At the beginning of this year, a local COVID-19 outbreak in China led to a shortage of drivers, air freight warehouse logjams, and over 120 container vessels being stuck on hold. Major ports around the world started experiencing major delays which saw container ships having to queue for several days in unprecedented congestion. Not only that, the sanctions imposed as a result of Russia invading Ukraine forced over a million containers due to travel to Europe via Russia to make their journey by sea instead. Supply lines for nickel, aluminium, wheat, and sunflower oil all collapsed leading to a sharp increase in commodity prices.
But what’s happening now? Does the crisis seem to be easing off or are businesses still facing the brunt of these issues? In this article, five members of Opportunity Network, the world’s largest private digital network for CEOs & investors, share their experiences navigating the global supply chain crisis. They share whether they are seeing improvements in their respective locations, as well as their opinions on when the crisis will end and why.
As of now, we are seeing supply chains recover, however that is relatively speaking. The transportation market is starting to loosen where there is ample capacity to move the freight, whereas last year this was not the case. The demand (freight) was much higher than the supply (truck capacity).
Based on plentiful inventory levels, lower consumer spending, less stimulus to consumers, increased capacity (relative to demand and new capacity entering the market), price decreases in the marketplace (spot and fixed freight mixes), and various other factors we believe this year will be much easier to move freight for supply chains in North America. We are already seeing it happen now, quickly.
The supply chain crisis will not end in 2022 and the consequential disruptions to international trade and commerce will linger well into the future.
While the global logistics industry will eventually recover and thrive, the landscape of the future will be defined by the stories of firms that identify and seize the opportunities in the current predicament and those that fail to do both.
The future of the supply chain industry will undoubtedly be shaped by technology, new international trade rules, and protocols beyond everything we know currently.
For companies in the logistics value chain, the ability to adapt to the changes while remaining organizationally agile, operationally efficient, and cost-competitive is the recipe for success.
2021’s supply chain industry was chaos with its container shortage, space shortage, and sky-rocketing shipping prices fiasco.
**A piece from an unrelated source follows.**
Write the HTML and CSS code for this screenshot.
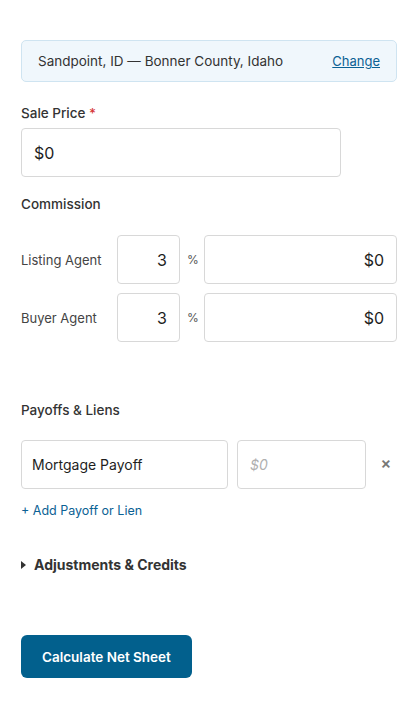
FILE: index.html
```html
<!DOCTYPE html>
<html lang="en">
<head>
    <meta charset="UTF-8">
    <meta name="viewport" content="width=device-width, initial-scale=1.0">
    <title>Seller Net Sheet</title>
    <link rel="stylesheet" href="styles.css">
</head>
<body>
    <form class="net-sheet">
        <div class="location">
            <span>Sandpoint, ID — Bonner County, Idaho</span>
            <a href="#" class="change-link">Change</a>
        </div>

        <div class="field sale-price">
            <label class="field-label">Sale Price <span class="required">*</span></label>
            <input type="text" class="input input-price" value="$0">
        </div>

        <div class="field commission">
            <div class="field-label">Commission</div>
            <div class="agent-row">
                <span class="agent-label">Listing Agent</span>
                <input type="text" class="input input-pct" value="3">
                <span class="pct">%</span>
                <input type="text" class="input input-amount" value="$0">
            </div>
            <div class="agent-row">
                <span class="agent-label">Buyer Agent</span>
                <input type="text" class="input input-pct" value="3">
                <span class="pct">%</span>
                <input type="text" class="input input-amount" value="$0">
            </div>
        </div>

        <div class="field payoffs">
            <div class="field-label">Payoffs &amp; Liens</div>
            <div class="payoff-row">
                <input type="text" class="input input-name" value="Mortgage Payoff">
                <input type="text" class="input input-payoff" placeholder="$0">
                <span class="remove">×</span>
            </div>
            <a href="#" class="add-link">+ Add Payoff or Lien</a>
        </div>

        <div class="adjustments">
            <span class="caret"></span>
            Adjustments &amp; Credits
        </div>

        <button type="button" class="calc-button">Calculate Net Sheet</button>
    </form>
</body>
</html>
```

FILE: styles.css
```css
body {
    margin: 0;
    padding: 40px 21px;
    font-family: Inter, "Noto Sans", Arial, sans-serif;
    color: #333;
    background-color: #fff;
}
.location {
    display: flex;
    justify-content: space-between;
    align-items: center;
    padding: 12px 16px;
    line-height: 16px;
    font-size: 13.5px;
    background-color: #f0f7fc;
    border: 1px solid #cfe4f1;
    border-radius: 5px;
    color: #333;
}
.change-link {
    color: #0b6194;
    text-decoration: underline;
    font-size: 13px;
}
.field-label {
    display: block;
    font-size: 13.5px;
    line-height: 17px;
    font-weight: 500;
    color: #333;
}
.required {
    color: #d63638;
}
.input {
    box-sizing: border-box;
    height: 49px;
    border: 1px solid #d8d8d8;
    border-radius: 4px;
    padding: 0 12px;
    font-family: inherit;
    font-size: 16px;
    color: #1e1e1e;
    background-color: #fff;
    outline: none;
    min-width: 0;
}
.sale-price {
    margin-top: 23px;
}
.sale-price .field-label {
    margin-bottom: 6px;
}
.input-price {
    width: 320px;
}
.commission {
    margin-top: 19px;
}
.commission .field-label {
    margin-bottom: 22px;
}
.agent-row {
    display: flex;
    align-items: center;
    margin-bottom: 9px;
}
.agent-label {
    width: 96px;
    flex-shrink: 0;
    font-size: 13px;
    color: #444;
}
.input-pct {
    width: 63px;
    text-align: right;
}
.pct {
    width: 10px;
    margin: 0 7px;
    font-size: 12px;
    color: #555;
}
.input-amount {
    flex: 1;
    text-align: right;
}
.payoffs {
    margin-top: 60px;
}
.payoffs .field-label {
    margin-bottom: 21px;
}
.payoff-row {
    display: flex;
    align-items: center;
    gap: 9px;
}
.input-name {
    width: 207px;
    font-size: 14px;
    padding-left: 10px;
}
.input-payoff {
    width: 129px;
    font-size: 14px;
}
.input-payoff::placeholder {
    color: #b0b0b0;
    font-style: italic;
}
.remove {
    flex: 1;
    text-align: center;
    font-size: 16px;
    font-weight: 600;
    color: #777;
    margin-top: -3px;
}
.add-link {
    display: inline-block;
    margin-top: 14px;
    font-size: 12.5px;
    line-height: 16px;
    color: #0b6194;
    text-decoration: none;
}
.adjustments {
    display: flex;
    align-items: center;
    margin-top: 37px;
    font-size: 14px;
    line-height: 18px;
    font-weight: 700;
    color: #333;
}
.caret {
    width: 0;
    height: 0;
    border-top: 4px solid transparent;
    border-bottom: 4px solid transparent;
    border-left: 5px solid #333;
    margin-right: 8px;
}
.calc-button {
    display: block;
    margin-top: 61px;
    height: 43px;
    padding: 0 21px;
    border: none;
    border-radius: 6px;
    background-color: #02608d;
    color: #fff;
    font-family: inherit;
    font-size: 13.5px;
    font-weight: 600;
    cursor: pointer;
}
```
The big question is whether 2022 will look any different.
The answer? Probably not.
The good news is that the supply chain industry is likely to recover as this disruption was also the inspiration for new and exciting digital solutions, and more technological innovations are likely to follow in the months to come.
Despite its somewhat late bloom, the digital revolution in the supply chain will continue. From freight booking to the customs clearance process, warehousing, and last-mile delivery, the race for the ultimate digital solution is at full speed, and its winners will be the customers!
The supply chain situation will worsen throughout the rest of 2022 and 2023 as the war in Russia continues and the economic war between the USA and China becomes more aggressive.
The USA will continue to keep the transportation cost at high levels while China will keep the energy zones of their factories in order to be able to sell higher and for better margins. Meanwhile, all the countries will continue to keep the rare and necessary raw materials for themselves.
Taking all the above into consideration, as well as the higher green energy cost, I believe these factors will continue to negatively affect supply chains for at least the next year.
We were expecting hockey stick growth as the economy was sharply recovering from the pandemic-induced shock. On the contrary, the post-pandemic quick pick-up met with the Russia-Ukraine war and we saw investors losing hugely in public markets.
The revised macro-economic outlook now looks bleak across the globe, and as a result, the demand for the finished products will be significantly affected. Thus the decreased demand will eventually offset the supply shortage in the marketplace.
Moreover, manufacturing hubs have been operating with their maximum output capacity to cover the backlogs in the supply chain. By the end of 2022, things are mostly expected to return to normalcy. However, the chip shortage is likely to continue beyond 2022. The post-pandemic digital transformation across industries has forced more innovation that also requires more hardware infrastructure to be built around, hence the chip shortage continues to be a concern.